***** Information given *****

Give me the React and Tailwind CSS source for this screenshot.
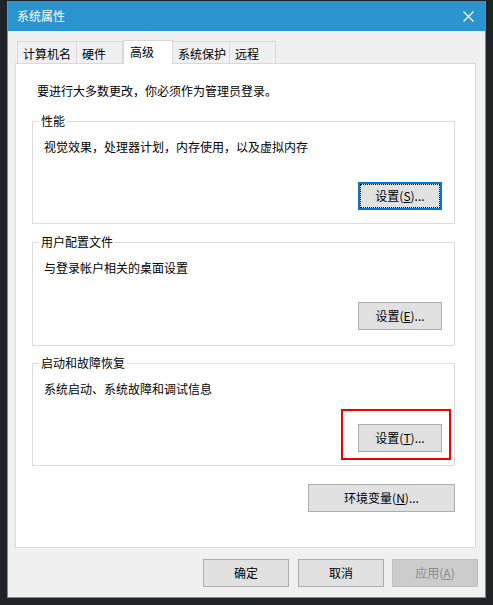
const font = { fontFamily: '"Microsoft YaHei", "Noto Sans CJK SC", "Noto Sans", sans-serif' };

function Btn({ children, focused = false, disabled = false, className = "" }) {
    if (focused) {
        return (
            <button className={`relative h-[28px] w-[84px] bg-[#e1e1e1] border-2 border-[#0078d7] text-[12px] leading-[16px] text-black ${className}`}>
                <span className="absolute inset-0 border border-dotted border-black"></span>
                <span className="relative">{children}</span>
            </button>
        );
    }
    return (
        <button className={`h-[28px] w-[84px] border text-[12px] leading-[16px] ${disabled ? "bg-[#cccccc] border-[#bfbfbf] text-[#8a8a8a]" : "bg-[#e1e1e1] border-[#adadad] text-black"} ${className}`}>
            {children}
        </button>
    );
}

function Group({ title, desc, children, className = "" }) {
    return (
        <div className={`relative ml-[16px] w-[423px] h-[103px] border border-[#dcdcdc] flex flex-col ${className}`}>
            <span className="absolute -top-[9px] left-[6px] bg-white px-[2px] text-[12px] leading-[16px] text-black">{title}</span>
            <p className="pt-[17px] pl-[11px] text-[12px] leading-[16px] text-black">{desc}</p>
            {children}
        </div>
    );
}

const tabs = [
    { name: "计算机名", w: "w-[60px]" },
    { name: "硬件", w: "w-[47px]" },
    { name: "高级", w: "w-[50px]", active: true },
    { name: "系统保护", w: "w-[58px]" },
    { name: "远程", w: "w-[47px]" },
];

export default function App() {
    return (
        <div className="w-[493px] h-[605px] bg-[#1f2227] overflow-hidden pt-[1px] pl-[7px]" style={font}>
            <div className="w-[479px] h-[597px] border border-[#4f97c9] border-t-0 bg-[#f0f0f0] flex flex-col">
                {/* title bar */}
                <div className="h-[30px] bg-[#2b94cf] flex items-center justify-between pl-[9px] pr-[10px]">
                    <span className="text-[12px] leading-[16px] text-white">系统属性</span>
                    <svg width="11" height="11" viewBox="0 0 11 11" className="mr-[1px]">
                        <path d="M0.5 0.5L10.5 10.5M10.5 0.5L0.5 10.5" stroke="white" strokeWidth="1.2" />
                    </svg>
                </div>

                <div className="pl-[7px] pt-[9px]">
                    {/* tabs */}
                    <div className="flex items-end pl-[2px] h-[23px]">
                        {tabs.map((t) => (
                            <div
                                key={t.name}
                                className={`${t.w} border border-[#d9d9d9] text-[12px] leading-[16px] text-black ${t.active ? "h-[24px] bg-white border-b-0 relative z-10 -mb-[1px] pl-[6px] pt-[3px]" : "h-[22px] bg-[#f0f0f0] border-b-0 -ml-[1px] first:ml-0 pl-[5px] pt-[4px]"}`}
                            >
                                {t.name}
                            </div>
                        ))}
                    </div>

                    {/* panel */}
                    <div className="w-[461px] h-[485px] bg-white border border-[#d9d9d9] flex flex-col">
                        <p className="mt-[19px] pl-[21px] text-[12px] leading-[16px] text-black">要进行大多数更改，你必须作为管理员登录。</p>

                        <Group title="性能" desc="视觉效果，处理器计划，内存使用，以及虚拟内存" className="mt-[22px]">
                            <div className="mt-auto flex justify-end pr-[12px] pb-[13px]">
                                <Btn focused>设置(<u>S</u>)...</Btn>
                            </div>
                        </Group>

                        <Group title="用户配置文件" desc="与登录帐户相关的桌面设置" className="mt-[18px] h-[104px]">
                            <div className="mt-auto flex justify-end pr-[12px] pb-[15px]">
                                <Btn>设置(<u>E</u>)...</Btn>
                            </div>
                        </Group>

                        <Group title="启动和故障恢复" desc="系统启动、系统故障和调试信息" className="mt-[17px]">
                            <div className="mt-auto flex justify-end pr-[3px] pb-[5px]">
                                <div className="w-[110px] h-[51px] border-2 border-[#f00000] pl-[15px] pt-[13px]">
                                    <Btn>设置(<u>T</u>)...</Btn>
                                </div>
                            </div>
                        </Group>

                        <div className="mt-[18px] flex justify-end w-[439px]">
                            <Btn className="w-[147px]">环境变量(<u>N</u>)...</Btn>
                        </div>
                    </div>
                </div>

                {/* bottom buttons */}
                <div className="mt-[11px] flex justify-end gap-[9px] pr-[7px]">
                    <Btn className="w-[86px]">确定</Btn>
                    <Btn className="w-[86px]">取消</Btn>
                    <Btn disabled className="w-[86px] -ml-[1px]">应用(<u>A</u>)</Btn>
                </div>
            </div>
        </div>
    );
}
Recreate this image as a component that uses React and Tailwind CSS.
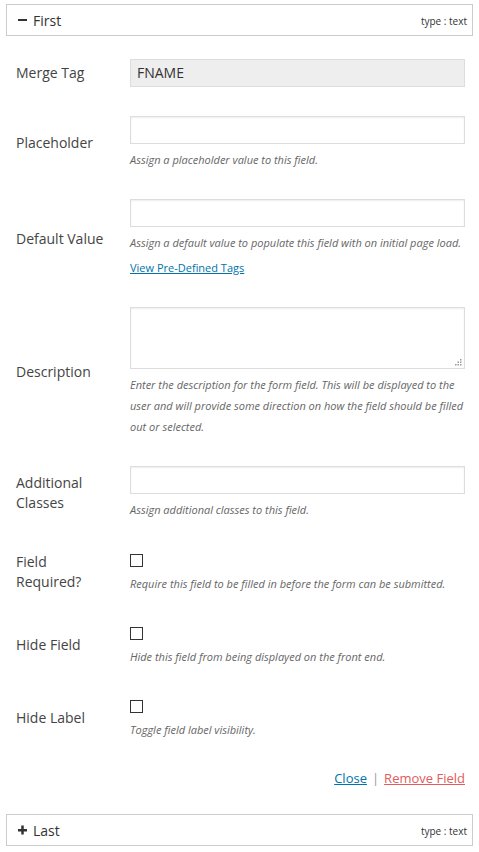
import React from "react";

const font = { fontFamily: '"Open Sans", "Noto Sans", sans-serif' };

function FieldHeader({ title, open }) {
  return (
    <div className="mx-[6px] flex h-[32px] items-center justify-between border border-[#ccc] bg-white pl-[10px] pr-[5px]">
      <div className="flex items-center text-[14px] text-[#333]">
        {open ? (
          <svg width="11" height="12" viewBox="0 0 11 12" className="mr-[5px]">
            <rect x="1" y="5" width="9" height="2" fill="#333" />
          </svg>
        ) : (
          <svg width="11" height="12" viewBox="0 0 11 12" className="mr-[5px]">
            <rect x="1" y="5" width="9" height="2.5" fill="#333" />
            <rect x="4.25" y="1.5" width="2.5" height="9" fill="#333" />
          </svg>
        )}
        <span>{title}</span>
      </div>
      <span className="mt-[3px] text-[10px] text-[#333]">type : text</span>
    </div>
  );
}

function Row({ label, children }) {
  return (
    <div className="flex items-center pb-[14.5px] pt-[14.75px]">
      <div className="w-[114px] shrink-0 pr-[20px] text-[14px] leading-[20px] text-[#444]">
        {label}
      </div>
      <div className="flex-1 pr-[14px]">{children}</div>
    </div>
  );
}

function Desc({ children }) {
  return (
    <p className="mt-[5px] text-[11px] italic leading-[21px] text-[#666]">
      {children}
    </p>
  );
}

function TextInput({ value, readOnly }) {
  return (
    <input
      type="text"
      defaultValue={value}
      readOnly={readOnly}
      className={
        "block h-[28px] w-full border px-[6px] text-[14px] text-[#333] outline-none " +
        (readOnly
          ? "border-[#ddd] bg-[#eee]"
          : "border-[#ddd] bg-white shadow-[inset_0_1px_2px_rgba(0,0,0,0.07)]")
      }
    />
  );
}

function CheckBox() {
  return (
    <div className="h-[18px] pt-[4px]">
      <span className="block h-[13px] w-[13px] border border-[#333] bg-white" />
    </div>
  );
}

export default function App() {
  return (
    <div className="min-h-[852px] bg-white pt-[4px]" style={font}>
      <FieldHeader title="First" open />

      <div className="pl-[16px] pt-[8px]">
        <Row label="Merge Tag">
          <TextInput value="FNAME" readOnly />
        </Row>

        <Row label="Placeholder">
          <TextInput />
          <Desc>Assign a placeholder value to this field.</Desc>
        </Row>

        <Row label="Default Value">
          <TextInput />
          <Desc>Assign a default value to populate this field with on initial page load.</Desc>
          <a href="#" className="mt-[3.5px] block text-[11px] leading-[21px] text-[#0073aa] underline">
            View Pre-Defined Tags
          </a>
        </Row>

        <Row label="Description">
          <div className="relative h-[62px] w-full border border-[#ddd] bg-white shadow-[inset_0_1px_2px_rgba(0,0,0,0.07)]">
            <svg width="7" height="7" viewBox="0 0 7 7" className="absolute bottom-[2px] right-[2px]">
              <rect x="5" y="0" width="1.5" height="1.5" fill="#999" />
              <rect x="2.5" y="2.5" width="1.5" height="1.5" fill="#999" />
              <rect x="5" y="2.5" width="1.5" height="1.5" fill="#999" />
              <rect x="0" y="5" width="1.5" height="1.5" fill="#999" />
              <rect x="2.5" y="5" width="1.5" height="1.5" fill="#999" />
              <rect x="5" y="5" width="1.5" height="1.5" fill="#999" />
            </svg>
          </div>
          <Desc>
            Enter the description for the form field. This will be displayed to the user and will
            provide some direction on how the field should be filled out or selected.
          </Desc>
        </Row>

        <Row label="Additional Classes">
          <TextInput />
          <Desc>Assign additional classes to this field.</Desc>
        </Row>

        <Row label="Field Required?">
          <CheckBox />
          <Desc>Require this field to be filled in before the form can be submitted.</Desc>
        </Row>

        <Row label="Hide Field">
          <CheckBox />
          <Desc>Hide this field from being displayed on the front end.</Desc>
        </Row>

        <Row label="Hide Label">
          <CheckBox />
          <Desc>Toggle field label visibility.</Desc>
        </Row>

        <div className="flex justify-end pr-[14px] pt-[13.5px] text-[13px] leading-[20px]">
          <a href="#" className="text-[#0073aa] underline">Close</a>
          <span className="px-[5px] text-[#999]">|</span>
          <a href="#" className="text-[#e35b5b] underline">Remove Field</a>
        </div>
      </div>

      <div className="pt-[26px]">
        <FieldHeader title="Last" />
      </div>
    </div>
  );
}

*****

What to do
Note every line above where the string "React" shows up, and copy those lines.

Result below
Give me the React and Tailwind CSS source for this screenshot.
Recreate this image as a component that uses React and Tailwind CSS.
import React from "react";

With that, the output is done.